Request: Identify every line in the records below that contains the word "components", and copy each of those lines.

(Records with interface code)
-=-=-

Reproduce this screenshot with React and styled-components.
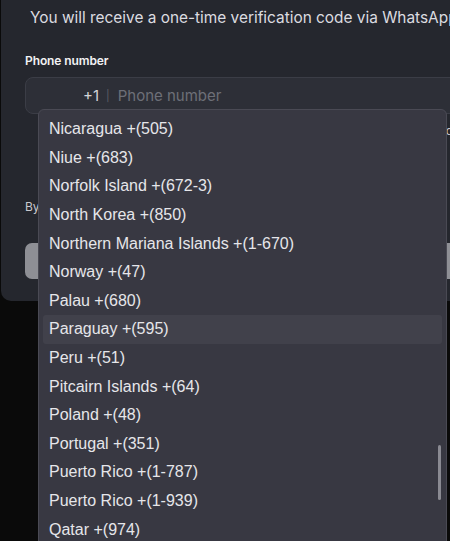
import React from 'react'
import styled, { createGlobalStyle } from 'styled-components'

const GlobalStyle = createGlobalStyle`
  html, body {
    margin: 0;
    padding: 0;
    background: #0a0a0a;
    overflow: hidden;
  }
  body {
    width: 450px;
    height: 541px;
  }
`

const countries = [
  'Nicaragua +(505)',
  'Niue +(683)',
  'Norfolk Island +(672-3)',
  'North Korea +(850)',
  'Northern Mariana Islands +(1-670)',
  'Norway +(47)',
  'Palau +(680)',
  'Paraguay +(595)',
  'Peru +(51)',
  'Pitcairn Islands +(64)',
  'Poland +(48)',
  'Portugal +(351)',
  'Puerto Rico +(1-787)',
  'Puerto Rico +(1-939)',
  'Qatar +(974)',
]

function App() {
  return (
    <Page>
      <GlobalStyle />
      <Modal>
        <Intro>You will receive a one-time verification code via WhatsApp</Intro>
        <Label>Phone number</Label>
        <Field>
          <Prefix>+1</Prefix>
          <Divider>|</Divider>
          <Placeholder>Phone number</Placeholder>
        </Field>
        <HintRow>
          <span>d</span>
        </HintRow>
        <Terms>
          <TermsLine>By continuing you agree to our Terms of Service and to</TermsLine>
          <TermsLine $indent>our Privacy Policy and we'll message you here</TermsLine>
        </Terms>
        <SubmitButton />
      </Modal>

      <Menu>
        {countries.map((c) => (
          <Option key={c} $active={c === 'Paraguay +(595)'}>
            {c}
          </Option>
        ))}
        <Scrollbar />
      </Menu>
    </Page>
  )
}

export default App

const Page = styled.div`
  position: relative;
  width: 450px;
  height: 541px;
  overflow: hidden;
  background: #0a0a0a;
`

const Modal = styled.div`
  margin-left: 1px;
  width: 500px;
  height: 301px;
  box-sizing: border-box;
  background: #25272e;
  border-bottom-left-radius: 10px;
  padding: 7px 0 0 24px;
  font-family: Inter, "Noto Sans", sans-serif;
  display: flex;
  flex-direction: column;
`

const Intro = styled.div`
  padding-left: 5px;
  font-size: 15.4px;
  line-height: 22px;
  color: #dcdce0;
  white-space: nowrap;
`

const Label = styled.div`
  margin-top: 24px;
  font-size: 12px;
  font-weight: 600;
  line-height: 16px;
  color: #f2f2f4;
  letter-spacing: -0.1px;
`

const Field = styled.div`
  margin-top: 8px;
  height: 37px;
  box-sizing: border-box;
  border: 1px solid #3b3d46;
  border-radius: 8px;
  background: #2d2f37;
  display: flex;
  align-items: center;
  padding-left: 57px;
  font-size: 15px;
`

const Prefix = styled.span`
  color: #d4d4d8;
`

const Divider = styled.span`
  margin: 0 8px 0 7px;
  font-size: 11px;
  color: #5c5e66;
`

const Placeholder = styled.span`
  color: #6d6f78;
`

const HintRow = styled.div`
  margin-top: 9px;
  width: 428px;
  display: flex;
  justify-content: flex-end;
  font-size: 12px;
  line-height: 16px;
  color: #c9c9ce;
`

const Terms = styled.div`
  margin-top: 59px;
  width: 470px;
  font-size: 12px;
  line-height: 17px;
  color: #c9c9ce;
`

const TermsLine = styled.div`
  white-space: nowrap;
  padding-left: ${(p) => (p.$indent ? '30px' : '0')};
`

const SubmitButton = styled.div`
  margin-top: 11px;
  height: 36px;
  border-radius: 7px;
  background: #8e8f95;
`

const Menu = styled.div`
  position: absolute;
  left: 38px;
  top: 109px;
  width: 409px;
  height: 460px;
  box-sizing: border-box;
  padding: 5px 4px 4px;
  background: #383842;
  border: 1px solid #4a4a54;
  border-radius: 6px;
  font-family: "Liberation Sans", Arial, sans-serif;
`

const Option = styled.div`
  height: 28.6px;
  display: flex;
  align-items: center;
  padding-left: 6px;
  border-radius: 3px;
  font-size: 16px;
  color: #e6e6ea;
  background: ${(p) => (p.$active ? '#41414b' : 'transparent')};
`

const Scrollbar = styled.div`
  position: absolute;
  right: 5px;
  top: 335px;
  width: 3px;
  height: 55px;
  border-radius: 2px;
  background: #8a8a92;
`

-=-=-

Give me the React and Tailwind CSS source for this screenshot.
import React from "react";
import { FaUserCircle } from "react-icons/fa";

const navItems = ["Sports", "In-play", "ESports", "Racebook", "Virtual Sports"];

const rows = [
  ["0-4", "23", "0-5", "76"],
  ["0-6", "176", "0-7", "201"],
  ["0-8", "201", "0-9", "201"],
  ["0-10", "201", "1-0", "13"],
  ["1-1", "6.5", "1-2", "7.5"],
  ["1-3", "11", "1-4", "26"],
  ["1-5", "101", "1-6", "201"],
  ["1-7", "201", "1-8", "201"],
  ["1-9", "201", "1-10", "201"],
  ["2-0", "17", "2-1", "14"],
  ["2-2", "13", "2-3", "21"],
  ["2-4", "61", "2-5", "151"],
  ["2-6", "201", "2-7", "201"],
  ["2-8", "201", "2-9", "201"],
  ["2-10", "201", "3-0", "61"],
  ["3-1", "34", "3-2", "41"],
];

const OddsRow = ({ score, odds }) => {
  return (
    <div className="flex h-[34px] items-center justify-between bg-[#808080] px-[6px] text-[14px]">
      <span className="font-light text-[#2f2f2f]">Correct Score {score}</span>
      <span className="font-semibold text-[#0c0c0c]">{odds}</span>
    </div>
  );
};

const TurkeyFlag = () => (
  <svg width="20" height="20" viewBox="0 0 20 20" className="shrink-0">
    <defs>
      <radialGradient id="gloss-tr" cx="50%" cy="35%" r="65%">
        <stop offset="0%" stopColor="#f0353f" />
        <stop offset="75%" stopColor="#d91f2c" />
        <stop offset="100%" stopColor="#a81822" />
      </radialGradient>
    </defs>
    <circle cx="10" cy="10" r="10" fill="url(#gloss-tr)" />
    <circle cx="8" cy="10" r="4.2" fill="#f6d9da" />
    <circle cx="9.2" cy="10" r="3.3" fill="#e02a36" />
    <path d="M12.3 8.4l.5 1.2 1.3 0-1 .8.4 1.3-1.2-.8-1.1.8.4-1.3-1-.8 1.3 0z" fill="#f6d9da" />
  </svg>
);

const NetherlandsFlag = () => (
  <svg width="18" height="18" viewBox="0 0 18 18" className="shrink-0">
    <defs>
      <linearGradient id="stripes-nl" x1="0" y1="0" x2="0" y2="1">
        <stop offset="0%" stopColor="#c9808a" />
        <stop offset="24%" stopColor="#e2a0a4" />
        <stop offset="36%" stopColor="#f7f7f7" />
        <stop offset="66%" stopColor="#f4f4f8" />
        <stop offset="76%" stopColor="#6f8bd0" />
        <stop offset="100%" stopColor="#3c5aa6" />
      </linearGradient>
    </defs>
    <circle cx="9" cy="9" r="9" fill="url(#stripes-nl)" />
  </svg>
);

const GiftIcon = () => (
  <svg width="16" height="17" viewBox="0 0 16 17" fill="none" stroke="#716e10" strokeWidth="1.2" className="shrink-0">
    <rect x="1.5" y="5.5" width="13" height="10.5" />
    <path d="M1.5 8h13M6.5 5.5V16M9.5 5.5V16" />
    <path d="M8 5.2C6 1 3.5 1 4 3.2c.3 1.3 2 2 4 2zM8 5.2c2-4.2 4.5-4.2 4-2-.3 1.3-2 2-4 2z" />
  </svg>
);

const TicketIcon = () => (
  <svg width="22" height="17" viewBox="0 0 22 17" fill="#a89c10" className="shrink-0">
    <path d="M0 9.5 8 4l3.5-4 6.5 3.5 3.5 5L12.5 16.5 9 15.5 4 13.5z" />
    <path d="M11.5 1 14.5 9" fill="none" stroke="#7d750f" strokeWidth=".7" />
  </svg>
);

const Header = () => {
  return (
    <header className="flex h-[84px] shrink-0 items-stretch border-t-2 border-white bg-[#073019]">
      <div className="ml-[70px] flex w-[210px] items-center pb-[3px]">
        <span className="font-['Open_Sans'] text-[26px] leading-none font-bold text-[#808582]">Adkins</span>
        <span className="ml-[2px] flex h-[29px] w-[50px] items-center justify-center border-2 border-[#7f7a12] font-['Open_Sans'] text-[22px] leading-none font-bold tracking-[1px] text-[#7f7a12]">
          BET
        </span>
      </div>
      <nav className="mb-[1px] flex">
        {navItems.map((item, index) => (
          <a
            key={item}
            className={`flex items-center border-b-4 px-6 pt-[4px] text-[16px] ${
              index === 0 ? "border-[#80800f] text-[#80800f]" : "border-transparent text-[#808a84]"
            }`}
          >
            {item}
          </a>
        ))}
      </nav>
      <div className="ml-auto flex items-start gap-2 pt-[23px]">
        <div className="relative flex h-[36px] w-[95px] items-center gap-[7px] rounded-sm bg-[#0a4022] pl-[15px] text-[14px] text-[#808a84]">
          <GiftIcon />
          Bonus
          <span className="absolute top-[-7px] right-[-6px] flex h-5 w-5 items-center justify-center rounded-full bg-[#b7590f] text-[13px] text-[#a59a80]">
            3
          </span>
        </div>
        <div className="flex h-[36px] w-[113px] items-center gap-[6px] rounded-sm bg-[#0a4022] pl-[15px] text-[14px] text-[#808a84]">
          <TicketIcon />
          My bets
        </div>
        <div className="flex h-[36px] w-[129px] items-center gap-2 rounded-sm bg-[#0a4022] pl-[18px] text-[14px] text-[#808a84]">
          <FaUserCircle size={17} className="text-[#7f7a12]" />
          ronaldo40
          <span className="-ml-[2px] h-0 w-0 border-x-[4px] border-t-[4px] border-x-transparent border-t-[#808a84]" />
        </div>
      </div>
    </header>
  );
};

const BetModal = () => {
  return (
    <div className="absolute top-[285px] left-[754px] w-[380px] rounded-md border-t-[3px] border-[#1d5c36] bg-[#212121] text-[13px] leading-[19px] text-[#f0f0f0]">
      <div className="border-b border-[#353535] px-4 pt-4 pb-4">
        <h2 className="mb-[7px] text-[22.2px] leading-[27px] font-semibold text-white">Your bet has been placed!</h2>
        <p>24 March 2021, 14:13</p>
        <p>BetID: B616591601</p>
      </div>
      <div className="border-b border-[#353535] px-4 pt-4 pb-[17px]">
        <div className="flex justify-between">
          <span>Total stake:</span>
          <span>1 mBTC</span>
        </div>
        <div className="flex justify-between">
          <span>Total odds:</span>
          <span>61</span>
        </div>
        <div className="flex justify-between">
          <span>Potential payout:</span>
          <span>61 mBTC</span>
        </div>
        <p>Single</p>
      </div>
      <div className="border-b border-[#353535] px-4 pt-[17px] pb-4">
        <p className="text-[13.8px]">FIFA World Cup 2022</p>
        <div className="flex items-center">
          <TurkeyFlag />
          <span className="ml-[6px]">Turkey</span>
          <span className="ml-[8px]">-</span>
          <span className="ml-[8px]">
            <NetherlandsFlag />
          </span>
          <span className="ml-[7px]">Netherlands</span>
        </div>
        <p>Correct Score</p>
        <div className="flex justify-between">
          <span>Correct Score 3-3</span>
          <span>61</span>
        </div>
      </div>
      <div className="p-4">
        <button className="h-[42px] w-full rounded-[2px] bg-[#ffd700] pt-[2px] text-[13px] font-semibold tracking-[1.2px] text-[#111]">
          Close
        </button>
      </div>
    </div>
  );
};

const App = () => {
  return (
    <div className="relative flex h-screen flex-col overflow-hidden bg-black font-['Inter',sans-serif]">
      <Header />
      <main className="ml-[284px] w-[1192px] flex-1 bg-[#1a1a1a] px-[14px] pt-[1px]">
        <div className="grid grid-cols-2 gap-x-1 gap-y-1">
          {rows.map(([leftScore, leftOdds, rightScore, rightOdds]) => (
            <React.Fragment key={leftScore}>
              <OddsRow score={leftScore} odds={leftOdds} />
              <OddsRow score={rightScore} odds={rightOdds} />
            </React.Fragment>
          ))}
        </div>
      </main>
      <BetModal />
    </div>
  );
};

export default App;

-=-=-

Written reply:
Reproduce this screenshot with React and styled-components.
import styled, { createGlobalStyle } from 'styled-components'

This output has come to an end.